The system is rich for the lawyers and arbitrators, and the stakes are high for taxpayers. To date, the largest award against a country was close to $2 billion. Various multi-billion dollar cases are pending, including one by Chinese investors against Belgium.
The danger for Canada is that, on balance, we are the capital-importer under the treaty. This is the first deal Canada has signed, since NAFTA, where this is the case. Thus, under the Canada-China treaty, we will be the sitting duck for investors and a dripping roast for the lawyers and arbitrators.
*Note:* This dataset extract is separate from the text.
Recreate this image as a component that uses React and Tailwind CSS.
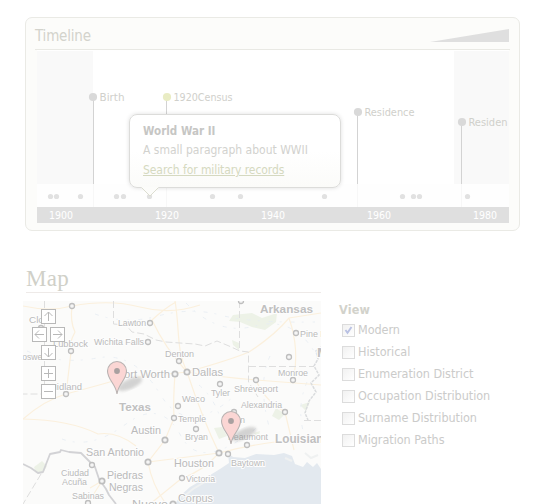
const sans = "font-['DejaVu_Sans_Condensed','DejaVu_Sans',sans-serif] [font-stretch:condensed]";

const events = [
  { x: 93, y: 97, label: 'Birth', w: 25, color: '#d9d9d9' },
  { x: 167, y: 97, label: '1920Census', w: 59, color: '#e9ecc4' },
  { x: 358, y: 112, label: 'Residence', w: 50, color: '#d9d9d9' },
  { x: 462, y: 122, label: 'Residen', w: 39, color: '#d9d9d9' },
];
const dots = [50.5, 56.5, 80.5, 116.5, 123.5, 149.5, 212.5, 240.5, 324.5, 402.5, 413.5, 419.5, 467.5];
const years = [[49, '1900'], [155, '1920'], [261, '1940'], [367, '1960'], [473, '1980']];

function TimelineChart() {
  return (
    <svg className="block font-['DejaVu_Sans_Condensed','DejaVu_Sans',sans-serif] [font-stretch:condensed]" width="472" height="173" viewBox="37 50 472 173">
      <rect x="37" y="50" width="472" height="173" fill="#fff" />
      <rect x="37" y="51" width="56" height="133" fill="#f9f9f9" />
      <rect x="454" y="51" width="55" height="133" fill="#f9f9f9" />
      <rect x="37" y="184" width="472" height="23" fill="#fefefe" />
      <rect x="37" y="207" width="472" height="16" fill="#dfdfdf" />
      {events.map((e) => (
        <g key={e.x}>
          <rect x={e.x === 93 ? 93 : e.x === 167 ? 166 : e.x - 1} y={e.y} width="1" height={184 - e.y} fill="#d3d3d3" />
          <rect x={e.x === 93 ? 93 : e.x - 1} y="184" width="1" height="23" fill="#f7f7f7" />
          <circle cx={e.x} cy={e.y} r="4.1" fill={e.color} />
          <text x={e.x + 6.5} y={e.y + 4} fontSize="11.3" textLength={e.w} lengthAdjust="spacingAndGlyphs" fill="#d0d0cb">{e.label}</text>
        </g>
      ))}
      {dots.map((x) => <circle key={x} cx={x} cy="196.500" r="2.600" fill="#e1e1e1" />)}
      {years.map(([x, y]) => <text key={x} x={x} y="219" fontSize="11.3" textLength="24" lengthAdjust="spacingAndGlyphs" fill="#fff">{y}</text>)}
    </svg>
  );
}

function Callout() {
  return (
    <div className={`absolute left-[103px] top-[96px] h-[74px] w-[212px] rounded-lg border border-[#dcdcda] bg-linear-to-b from-white from-50% to-[#fbfbf9] pl-[13px] pt-[8px] text-[12px] shadow-[0_0_4px_rgba(0,0,0,0.13)] ${sans}`}>
      <p className="h-[18px] text-[11.5px] font-bold leading-[17px] tracking-[0.02px] text-[#c6c6c4]">World War II</p>
      <p className="h-[20px] whitespace-nowrap leading-[18px] text-[#d2d2ce]">A small paragraph about WWII</p>
      <a className="block h-[20px] w-fit whitespace-nowrap leading-[18px] tracking-[-0.08px] text-[#d5d9c0] underline underline-offset-1">Search for military records</a>
      <svg className="absolute left-[10px] top-[72px]" width="20" height="11" viewBox="0 0 20 11">
        <path d="M1 0 L10 9 L19 0Z" fill="#fcfcfa" />
        <path d="M1.500 .5 L10 9 L18.500 .5" fill="none" stroke="#dcddd0" />
      </svg>
    </div>
  );
}

// x, baseline, text width, font size, label, bold
const places = [
  [29, 323, 27, 9.5, 'Clovis'], [118, 326, 28, 9.5, 'Lawton'], [94, 345, 50, 9.5, 'Wichita Falls'],
  [53, 347, 35, 9.5, 'Lubbock'], [16, 360, 30, 9.5, 'Roswell'], [117, 378, 53, 11, 'Fort Worth'],
  [49, 390, 33, 9.5, 'Midland'], [260, 313, 53, 11, 'Arkansas', true], [300, 337, 38, 9.5, 'Pine Bluff'],
  [165, 357, 29, 9.5, 'Denton'], [192, 376, 31, 11, 'Dallas'], [278, 376, 30, 9.5, 'Monroe'],
  [234, 392, 44, 9.5, 'Shreveport'], [211, 396, 19, 9.5, 'Tyler'], [182, 402, 23, 9.5, 'Waco'],
  [119, 411, 32, 11, 'Texas', true], [131, 434, 30, 11, 'Austin'], [86, 456, 58, 11, 'San Antonio'],
  [61, 476, 28, 9, 'Ciudad'], [62, 485, 25, 9, 'Acuña'], [107, 479, 36, 11, 'Piedras'],
  [109, 491, 34, 11, 'Negras'], [72, 499, 32, 9.5, 'Sabinas'], [132, 508, 36, 11, 'Nuevo'],
  [178, 422, 28, 9.5, 'Temple'], [185, 440, 23, 9.5, 'Bryan'], [241, 408, 41, 9.5, 'Alexandria'],
  [228, 440, 40, 9.5, 'Beaumont'], [275, 443, 55, 12, 'Louisiana', true], [174, 467, 40, 11, 'Houston'],
  [231, 466, 34, 9.5, 'Baytown'], [186, 482, 29, 9.5, 'Victoria'], [178, 502, 35, 11, 'Corpus'],
  [240, 423, 5, 9.5, 'n'], [317, 357, 12, 12, 'M', true],
];
const towns = [
  [72, 306], [41, 328], [150, 323], [148, 342], [71, 351], [66, 394], [241, 301], [296, 333], [289, 357],
  [179, 361], [256, 380], [293, 380], [220, 384], [178, 406], [174, 418], [196, 429], [234, 412], [285, 412],
  [247, 445], [228, 454], [182, 478], [92, 465], [88, 503],
];
const cities = [[175, 374], [187, 372], [165, 440], [148, 462], [102, 481], [219, 453], [173, 504]];
const roads = [
  'M23 306 Q50 312 72 306 Q110 299 140 307 T200 305', 'M72 306 Q70 322 75 332 Q68 345 71 352 L66 394',
  'M187 372 Q165 348 152 320 Q165 308 176 302', 'M175 301 C180 330 176 350 187 372 Q230 360 249 352 Q275 335 289 318 L321 313',
  'M23 419 Q45 400 66 394 Q100 385 120 379 L187 372', 'M23 419 Q70 420 98 434 Q117 431 136 446',
  'M187 372 Q220 377 256 380 L321 385', 'M175 374 Q173 400 174 418 L165 440 L148 462 Q180 458 219 453',
  'M187 372 Q203 420 219 453 Q245 446 275 442 L321 443', 'M148 462 Q152 485 166 504', 'M289 318 Q300 350 293 380',
  'M219 453 Q202 472 182 478 L150 504', 'M256 380 Q264 400 285 412 L294 450', 'M102 481 L90 488 M88 503 L102 481',
];

function Pin({ x, y }) {
  return (
    <g transform={`translate(${x} ${y})`}>
      <ellipse cx="13" cy="-10" rx="13" ry="5" transform="rotate(-24 13 -10)" fill="#777" opacity=".3" filter="url(#soft)" />
      <path d="M0 0 C-1 -10 -9.500 -14 -9.500 -23 A9.500 9.500 0 0 1 9.500 -23 C9.500 -14 1 -10 0 0Z" fill="#fbd6d4" stroke="#b9b3b2" strokeWidth="1.100" />
      <circle cy="-23" r="2.900" fill="#a9a0a0" />
    </g>
  );
}

function MapButton({ x, y, d }) {
  return (
    <g transform={`translate(${x} ${y})`} fill="none" stroke="#b8b8b8">
      <rect x=".5" y=".5" width="14" height="14" fill="#fff" />
      <path d={d} />
    </g>
  );
}

function TexasMap() {
  return (
    <svg className="mt-[8px] block font-['Liberation_Sans',Arial,sans-serif]" width="298" height="203" viewBox="23 301 298 203">
      <defs><filter id="soft"><feGaussianBlur stdDeviation="1.6" /></filter></defs>
      <rect x="23" y="301" width="298" height="203" fill="#fbfbfa" />
      <g fill="#edf2e7">
        <path d="M233 315 L252 313 L262 318 L277 313 L276 322 L265 330 L252 327 L240 322 L229 321Z" />
        <path d="M232 340 L239 343 L239 350 L233 345Z M214 428 L222 427 L227 436 L219 439Z M276 408 L285 414 L279 420 L272 416Z M34 467 L42 461 L47 466 L43 473 L36 473Z M254 433 L260 431 L258 440Z M300 405 L310 402 L306 411Z" />
      </g>
      <path d="M175 504 L180 496 L190 487 L207 477 L220 469 L229 463 L228 453 L233 457 L245 458 L256 454 L274 455 L284 453 L292 456 L295 464 L303 467 L307 462 L313 467 L317 463 L321 469 V504Z" fill="#e3e9ef" />
      <path d="M182 498 L193 489 L210 479 M285 458 L292 461 M305 453 L311 458 L318 455" fill="none" stroke="#eff1f1" strokeWidth="2" />
      <g fill="none" stroke="#e6ecf2" strokeWidth=".8" strokeDasharray="4 7 2 9">
        <path d="M95 314 Q125 325 158 316 T220 315 T315 322" />
        <path d="M27 351 Q60 365 97 358 T160 394 T232 398" />
        <path d="M186 303 Q218 336 255 326 T314 351" />
        <path d="M62 439 Q91 450 126 424 T181 436 T260 425" />
        <path d="M307 382 Q294 412 308 446 M270 356 Q257 384 270 430 M199 385 Q218 401 224 432" />
      </g>
      <g fill="none" stroke="#fbf0dd" strokeWidth="1.200">{roads.map((d) => <path key={d} d={d} />)}</g>
      <g fill="none" stroke="#dedede" strokeWidth="1" strokeDasharray="7 3">
        <path d="M44.500 301 V394 H23 M113.500 301 V324 L126 325 L132 332 L144 334 L156 340 L166 342 L180 343 L195 344 L205 346 L217 341 L229 346 L240 351 L248.500 352 V382 L258 397 M249 366.500 H314 M239.500 301 V350 M304 420.500 H321 M41 474 L23 504" />
      </g>
      <path d="M321 347 L316 351 L318 359 L314 366 L319 375 L311 383 L316 392 L309 401 L305 413 L308 420" fill="none" stroke="#dadcde" strokeWidth="1.500" strokeDasharray="3 1" />
      <path d="M23 464 L31 468 L38 473 L43 472 L50 454 L60 452 L61 450 L69 452 L81 453 L89 461 L95 467 L99 479 L106 489 L109 495 L116 504" fill="none" stroke="#d2d2d5" strokeWidth="1.800" strokeLinejoin="round" />
      <g fill="#f5f5f5" stroke="#bebebe" strokeWidth="1.300">
        {towns.map(([x, y]) => <circle key={`${x}-${y}`} cx={x} cy={y} r="2.500" />)}
        {cities.map(([x, y]) => <circle key={`${x}-${y}`} cx={x} cy={y} r="2.700" strokeWidth="1.700" />)}
      </g>
      {places.map(([x, y, w, size, label, bold]) => (
        <text key={label} x={x} y={y} fontSize={size} textLength={w} lengthAdjust="spacingAndGlyphs" fontWeight={bold ? 700 : 400} fill={bold ? '#c0c0c0' : '#bababa'} stroke="#fdfdfd" strokeWidth="2" paintOrder="stroke">{label}</text>
      ))}
      <Pin x={117} y={394} />
      <Pin x={231} y={444} />
      <MapButton x={41} y={309} d="M7.500 3 V12 M3.500 7 L7.500 3 L11.500 7" />
      <MapButton x={32} y={327} d="M3 7.500 H12 M7 3.500 L3 7.500 L7 11.500" />
      <MapButton x={50} y={327} d="M3 7.500 H12 M8 3.500 L12 7.500 L8 11.500" />
      <MapButton x={41} y={345} d="M7.500 3 V12 M3.500 8 L7.500 12 L11.500 8" />
      <MapButton x={41} y={366} d="M3 7.500 H12 M7.500 3 V12" />
      <MapButton x={41} y={384} d="M3 7.500 H12" />
    </svg>
  );
}

const layers = ['Modern', 'Historical', 'Enumeration District', 'Occupation Distribution', 'Surname Distribution', 'Migration Paths'];

export default function App() {
  return (
    <main className="h-[504px] w-[544px] overflow-hidden bg-white pl-[23px] pt-[17px]">
      <section className="relative ml-[2px] h-[214px] w-[495px] rounded-[7px] border border-[#eaeae5] bg-[#fcfcfa]">
        <header className="ml-[9px] flex h-[32px] w-[475px] justify-between border-b border-[#e9e9e4]">
          <h1 className={`pt-[8px] text-[15px] leading-[20px] tracking-[-0.2px] text-[#d3d3cc] ${sans}`}>Timeline</h1>
          <svg className="mr-[1px] mt-[11px]" width="79" height="13"><path d="M0 13 L79 0 V13Z" fill="#dfdfdf" /></svg>
        </header>
        <div className="ml-[11px]"><TimelineChart /></div>
        <Callout />
      </section>
      <div className="flex pt-[32px]">
        <section className="w-[298px]">
          <h2 className="ml-[3px] h-[30px] border-b border-[#eeeae8] font-['Liberation_Serif',serif] text-[23px] leading-[32px] tracking-[0.3px] text-[#d0d0c8]">Map</h2>
          <TexasMap />
        </section>
        <section className={`ml-[18px] pt-[37px] text-[12.5px] text-[#cbcbca] ${sans}`}>
          <h3 className="h-[19px] leading-[20px] font-bold tracking-[0.15px] text-[#d2d2cb]">View</h3>
          {layers.map((name, i) => (
            <label key={name} className="ml-[3px] flex h-[22px] items-center whitespace-nowrap leading-[22px] tracking-[-0.04px]">
              <span className="mr-[3px] flex size-[13px] items-center justify-center border border-[#dcdcdc] bg-linear-to-br from-[#f1f1f1] to-white">
                {i === 0 && <svg width="9" height="9" viewBox="0 0 9 9"><path d="M1.500 4 L3.500 6.800 L7.500 1" fill="none" stroke="#b9c1e3" strokeWidth="1.900" /></svg>}
              </span>
              {name}
            </label>
          ))}
        </section>
      </div>
    </main>
  );
}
The treaty has major implications for federal-provincial relations and governments across the country. It is a recipe for more conflict, not less, since governments in B.C. and other provinces will not capitulate easily on their basic responsibilities of representative government. The conflicts will culminate in extra-territorial Chinese lawsuits before investor-friendly tribunals. Will Ottawa foot the bill if, after a provincial decision, Canada is ordered to pay billions to a Chinese investor?
And, could someone please ask the Prime Minister to reconsider the decision to rush this through?
Gus Van Harten is a professor at Osgoode Hall Law School. He has a PhD on international investment law from the London School of Economics.